In the morning, on the way here, opposite the settlement of Nili, Etkes suddenly jumped up in the driver’s seat as though bitten by a snake: He noticed a large pen for livestock that wasn’t here just a few days earlier. A storage area for grain, a truck for sleeping in, a generator and a water container – another settler outpost is about to be established, along with annexation of large parts of pasture land for the benefit of the new shepherds.

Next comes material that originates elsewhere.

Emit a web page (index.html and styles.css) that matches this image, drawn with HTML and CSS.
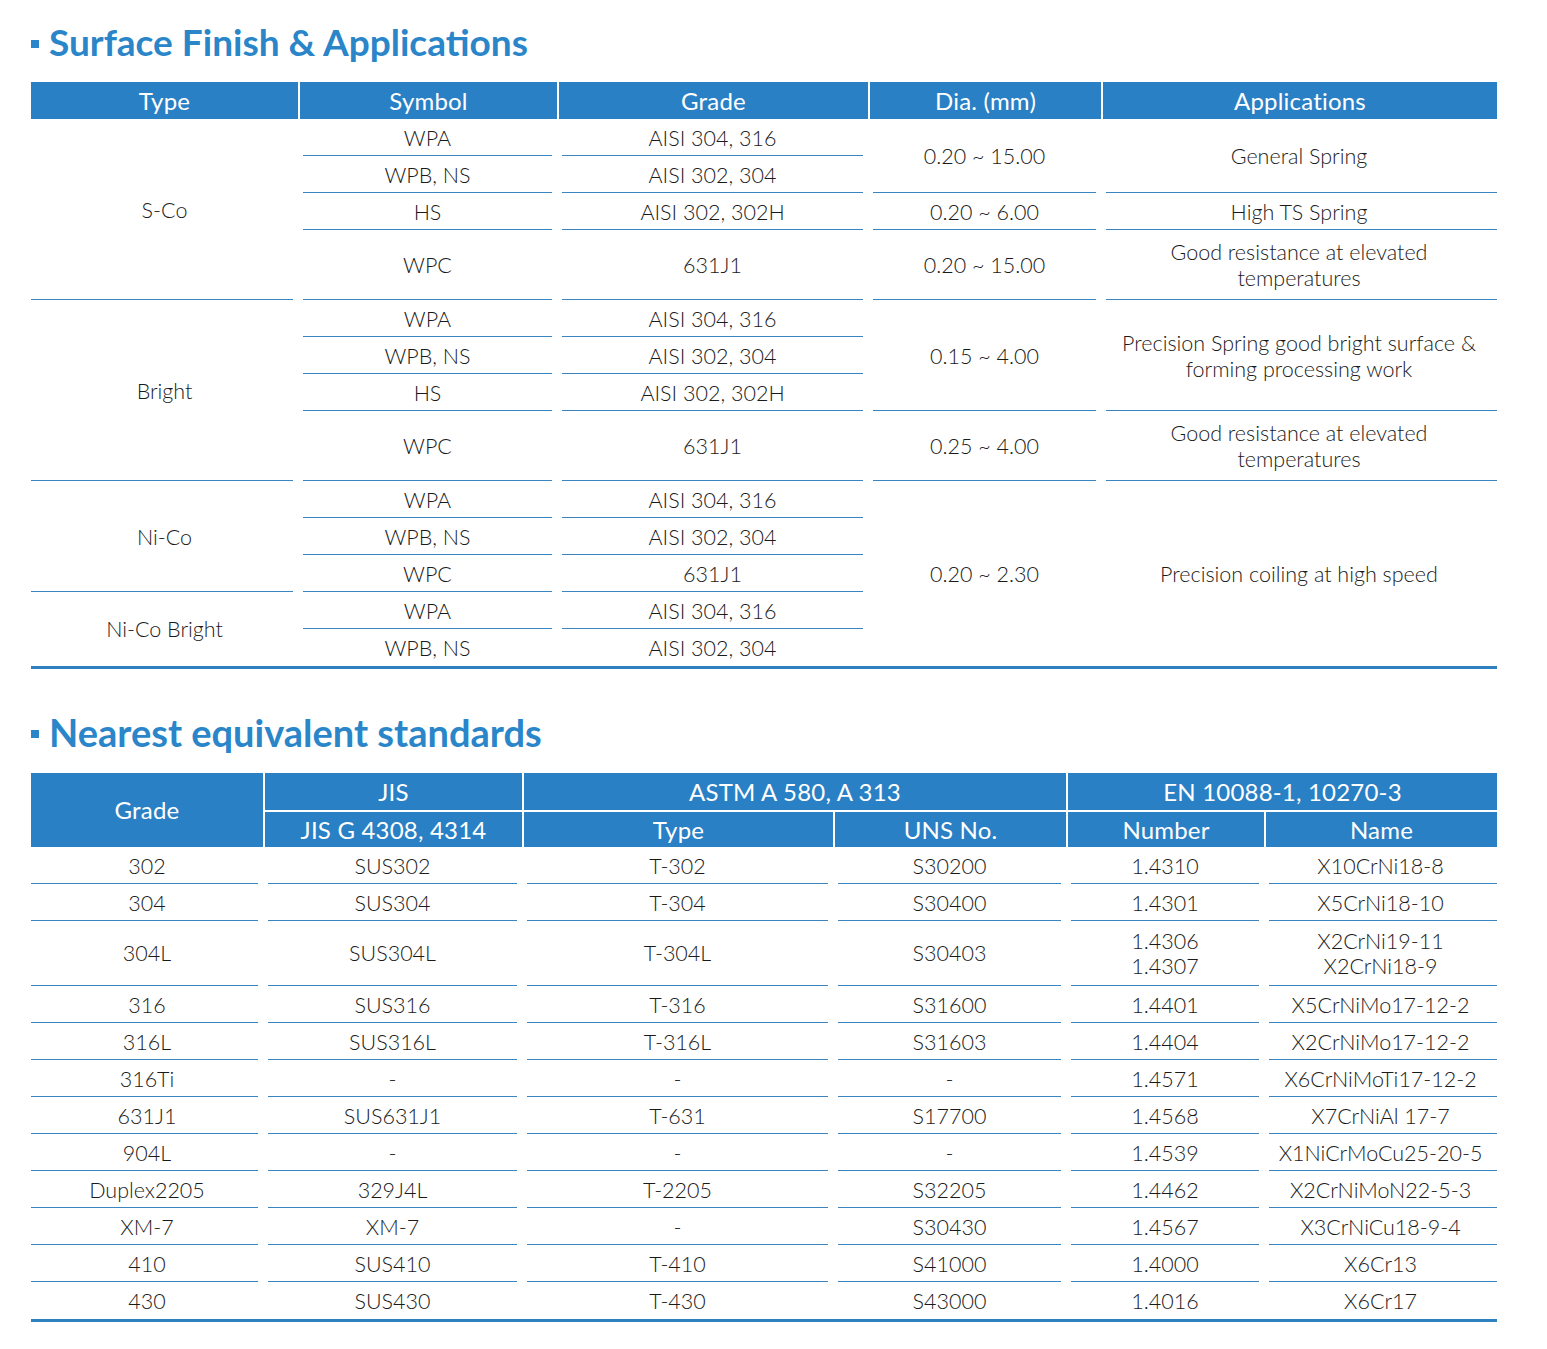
FILE: index.html
```html
<!DOCTYPE html>
<html lang="en">
<head>
<meta charset="utf-8">
<title>Surface Finish &amp; Applications</title>
<link rel="stylesheet" href="styles.css">
</head>
<body>
<main class="page">
  <h2 class="title"><span class="bullet"></span>Surface Finish &amp; Applications</h2>
  <table class="tbl t1">
    <colgroup><col class="c267"><col class="c259"><col class="c311"><col class="c233"><col class="c396"></colgroup>
    <thead>
      <tr><th>Type</th><th>Symbol</th><th>Grade</th><th>Dia. (mm)</th><th>Applications</th></tr>
    </thead>
    <tbody>
      <tr><td rowspan="4" class="first">S-Co</td><td>WPA</td><td>AISI 304, 316</td><td rowspan="2">0.20 ~ 15.00</td><td rowspan="2" class="last">General Spring</td></tr>
      <tr><td>WPB, NS</td><td>AISI 302, 304</td></tr>
      <tr><td>HS</td><td>AISI 302, 302H</td><td>0.20 ~ 6.00</td><td class="last">High TS Spring</td></tr>
      <tr class="tall"><td>WPC</td><td>631J1</td><td>0.20 ~ 15.00</td><td class="last">Good resistance at elevated<br>temperatures</td></tr>
      <tr><td rowspan="4" class="first">Bright</td><td>WPA</td><td>AISI 304, 316</td><td rowspan="3">0.15 ~ 4.00</td><td rowspan="3" class="last">Precision Spring good bright surface &amp;<br>forming processing work</td></tr>
      <tr><td>WPB, NS</td><td>AISI 302, 304</td></tr>
      <tr><td>HS</td><td>AISI 302, 302H</td></tr>
      <tr class="tall"><td>WPC</td><td>631J1</td><td>0.25 ~ 4.00</td><td class="last">Good resistance at elevated<br>temperatures</td></tr>
      <tr><td rowspan="3" class="first">Ni-Co</td><td>WPA</td><td>AISI 304, 316</td><td rowspan="5" class="nl">0.20 ~ 2.30</td><td rowspan="5" class="last nl">Precision coiling at high speed</td></tr>
      <tr><td>WPB, NS</td><td>AISI 302, 304</td></tr>
      <tr><td>WPC</td><td>631J1</td></tr>
      <tr><td rowspan="2" class="first nl">Ni-Co Bright</td><td>WPA</td><td>AISI 304, 316</td></tr>
      <tr><td class="nl">WPB, NS</td><td class="nl">AISI 302, 304</td></tr>
    </tbody>
  </table>

  <h2 class="title second"><span class="bullet"></span>Nearest equivalent standards</h2>
  <table class="tbl t2">
    <colgroup><col class="c232"><col class="c259"><col class="c311"><col class="c233"><col class="c198"><col class="c233"></colgroup>
    <thead>
      <tr><th rowspan="2">Grade</th><th>JIS</th><th colspan="2">ASTM A 580, A 313</th><th colspan="2">EN 10088-1, 10270-3</th></tr>
      <tr><th class="sub">JIS G 4308, 4314</th><th class="sub">Type</th><th class="sub">UNS No.</th><th class="sub">Number</th><th class="sub">Name</th></tr>
    </thead>
    <tbody>
      <tr><td class="first">302</td><td>SUS302</td><td>T-302</td><td>S30200</td><td>1.4310</td><td class="last">X10CrNi18-8</td></tr>
      <tr><td class="first">304</td><td>SUS304</td><td>T-304</td><td>S30400</td><td>1.4301</td><td class="last">X5CrNi18-10</td></tr>
      <tr class="tall2"><td class="first">304L</td><td>SUS304L</td><td>T-304L</td><td>S30403</td><td>1.4306<br>1.4307</td><td class="last">X2CrNi19-11<br>X2CrNi18-9</td></tr>
      <tr><td class="first">316</td><td>SUS316</td><td>T-316</td><td>S31600</td><td>1.4401</td><td class="last">X5CrNiMo17-12-2</td></tr>
      <tr><td class="first">316L</td><td>SUS316L</td><td>T-316L</td><td>S31603</td><td>1.4404</td><td class="last">X2CrNiMo17-12-2</td></tr>
      <tr><td class="first">316Ti</td><td>-</td><td>-</td><td>-</td><td>1.4571</td><td class="last">X6CrNiMoTi17-12-2</td></tr>
      <tr><td class="first">631J1</td><td>SUS631J1</td><td>T-631</td><td>S17700</td><td>1.4568</td><td class="last">X7CrNiAl 17-7</td></tr>
      <tr><td class="first">904L</td><td>-</td><td>-</td><td>-</td><td>1.4539</td><td class="last">X1NiCrMoCu25-20-5</td></tr>
      <tr><td class="first">Duplex2205</td><td>329J4L</td><td>T-2205</td><td>S32205</td><td>1.4462</td><td class="last">X2CrNiMoN22-5-3</td></tr>
      <tr><td class="first">XM-7</td><td>XM-7</td><td>-</td><td>S30430</td><td>1.4567</td><td class="last">X3CrNiCu18-9-4</td></tr>
      <tr><td class="first">410</td><td>SUS410</td><td>T-410</td><td>S41000</td><td>1.4000</td><td class="last">X6Cr13</td></tr>
      <tr class="end"><td class="first">430</td><td>SUS430</td><td>T-430</td><td>S43000</td><td>1.4016</td><td class="last">X6Cr17</td></tr>
    </tbody>
  </table>
</main>
</body>
</html>
```

FILE: styles.css
```css
html, body {
  margin: 0;
  padding: 0;
  background: #ffffff;
}

.page {
  padding: 0 50px 0 31px;
  font-family: Lato, "Open Sans", "Liberation Sans", sans-serif;
  color: #1a1a1a;
}

.title {
  display: flex;
  align-items: center;
  gap: 10px;
  margin: 0;
  padding-top: 2px;
  height: 82px;
  box-sizing: border-box;
  font-size: 37px;
  font-weight: 700;
  line-height: 42px;
  color: #2a86c9;
}

.title.second {
  height: 104px;
  padding-top: 22px;
  font-size: 38px;
}

.bullet {
  width: 8px;
  height: 8px;
  background: #2a86c9;
  flex: none;
  margin-top: 4px;
}

.tbl {
  width: 1466px;
  table-layout: fixed;
  border-collapse: separate;
  border-spacing: 0;
  border-bottom: 3px solid #2f80bf;
}

.c267 { width: 267px; }
.c259 { width: 259px; }
.c311 { width: 311px; }
.c233 { width: 233px; }
.c396 { width: 396px; }
.c232 { width: 232px; }
.c198 { width: 198px; }

.tbl th {
  background: #2a80c4;
  color: #ffffff;
  font-weight: 400;
  font-size: 24px;
  letter-spacing: 0.2px;
  height: 37px;
  padding: 0;
  line-height: 26px;
  border-left: 2px solid #ffffff;
  box-sizing: border-box;
}

.tbl th:first-child {
  border-left: none;
}

.tbl th.sub {
  border-top: 2px solid #ffffff;
}

.t2 th.sub:first-child {
  border-left: 2px solid #ffffff;
}

.tbl td {
  height: 37px;
  padding: 0 5px;
  font-size: 21.5px;
  font-weight: 300;
  line-height: 26px;
  text-align: center;
  vertical-align: middle;
  box-sizing: border-box;
  background-image: linear-gradient(#3a84c0, #3a84c0);
  background-repeat: no-repeat;
  background-size: calc(100% - 10px) 1.5px;
  background-position: 5px 100%;
}

.tbl td.first {
  background-size: calc(100% - 5px) 1.5px;
  background-position: 0 100%;
}

.tbl td.last {
  background-size: calc(100% - 5px) 1.5px;
  background-position: 5px 100%;
}

.tbl td.nl,
.t2 tr.end td {
  background-image: none;
}

.t1 tr.tall td {
  height: 70px;
}

.t2 tr.tall2 td {
  height: 65px;
  line-height: 25px;
}
```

Meanwhile, above Anar Springs, a bulldozer is clearing land in Neria. Heading north en route to the settler outposts of Kerem Re’im and Nahliel are picnic tables in a deserted grove. We turn off the road toward Wadi al-Zarka, aka the Blue Valley. A sign of the UN development agency from 2018 hints that this is the only place where the settlers failed in their takeover bid: They tried to seize the spring on the slope of the hill above, but the permanent presence of Palestinians and the lack of a settlers-only road has so far kept them from carrying out the scheme. But just wait.
At Ein al-Ze’ira, aka Ateret Spring, they did succeed. “Served up with love” is inscribed on the picnic table next to the empty pool, supplied by “Binyamin Tourism” – named for the territory allotted to that tribe in the Bible. It’s hard to think of any greater irony. Only the huge Palestinian flag waving in the wind high up in the new city of Rawabi reminds us where we are.
Our journey ends at the Ein al-Qus spring, now also a Jewish “convert” that’s been renamed Ma’ayan Meir, below the village of Nabi Saleh, best known for its anti-occupation protests. Some soldiers are guarding an ultra-Orthodox father from Modi’in Ilit, who is here with his two children. The trio is busy scooping minnows out of the water with plastic bags. We asked the soldiers who is banned from coming here. “Arabs,” one of them replied immediately, adding, “This place is only for Jews.”
The words of a song by Yoram Taharlev are engraved on a plaque in the shade of a fig tree: “A piece of heaven, a slice of sky / Nothing do I ask only a small stone / On which to lay my head / In the shadow of the olive tree / And rest for 40 years.”